Want your kids to eat more vegetables? Make them taste good.

Want your kids to eat more vegetables? Make them taste good.

Last month, the Harvard  T.H. Chan School of Public Health and Project Bread published a study on the effects of “chef-enhanced” menus and choice architecture on students’ selection and consumption of healthy food options during school lunch. The findings, while predictable, furnish a strong case for school food reform. In my interactions with Mass. public and charter school students, there was a clear consensus that food from the cafeteria is not the tastiest fare around. In a society where vegetables are seen as a necessary evil parents must either fool or force their children into eating, it is not hard to imagine how often a side of veggies gets chosen over french fries at lunchtime. Part of it may be the high availability of sugary and salty processed foods that distort the perception of what food should taste like, but cooking method and seasonings (or lack thereof) may also contribute to vegetables’ bad rap.

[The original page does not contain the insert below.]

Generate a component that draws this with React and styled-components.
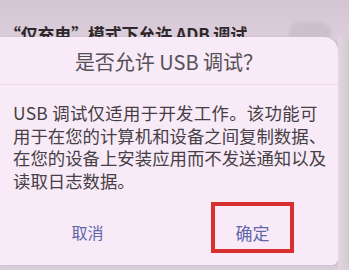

The study found that schools whose menu was created by a professionally trained chef saw increased selection and consumption of vegetables by 8% after three months and 30% after seven months. Fruit selection and consumption increased by 20% over the same period.

Choice architecture, the practice of organizing displays to influence choices, improved vegetable selection by 17% over four months, but did nothing to increase consumption (students would choose more vegetables but not eat them upon tasting). Combining choice architecture with improved taste had a larger effect than either intervention alone.

Public school administrations have long avoided costly improvements to their food service programs, being chronically challenged for funding. But if making vegetables taste better leads to more kids receiving more important nutrients, the investment in a chef consultant or similar strategy is a sound one.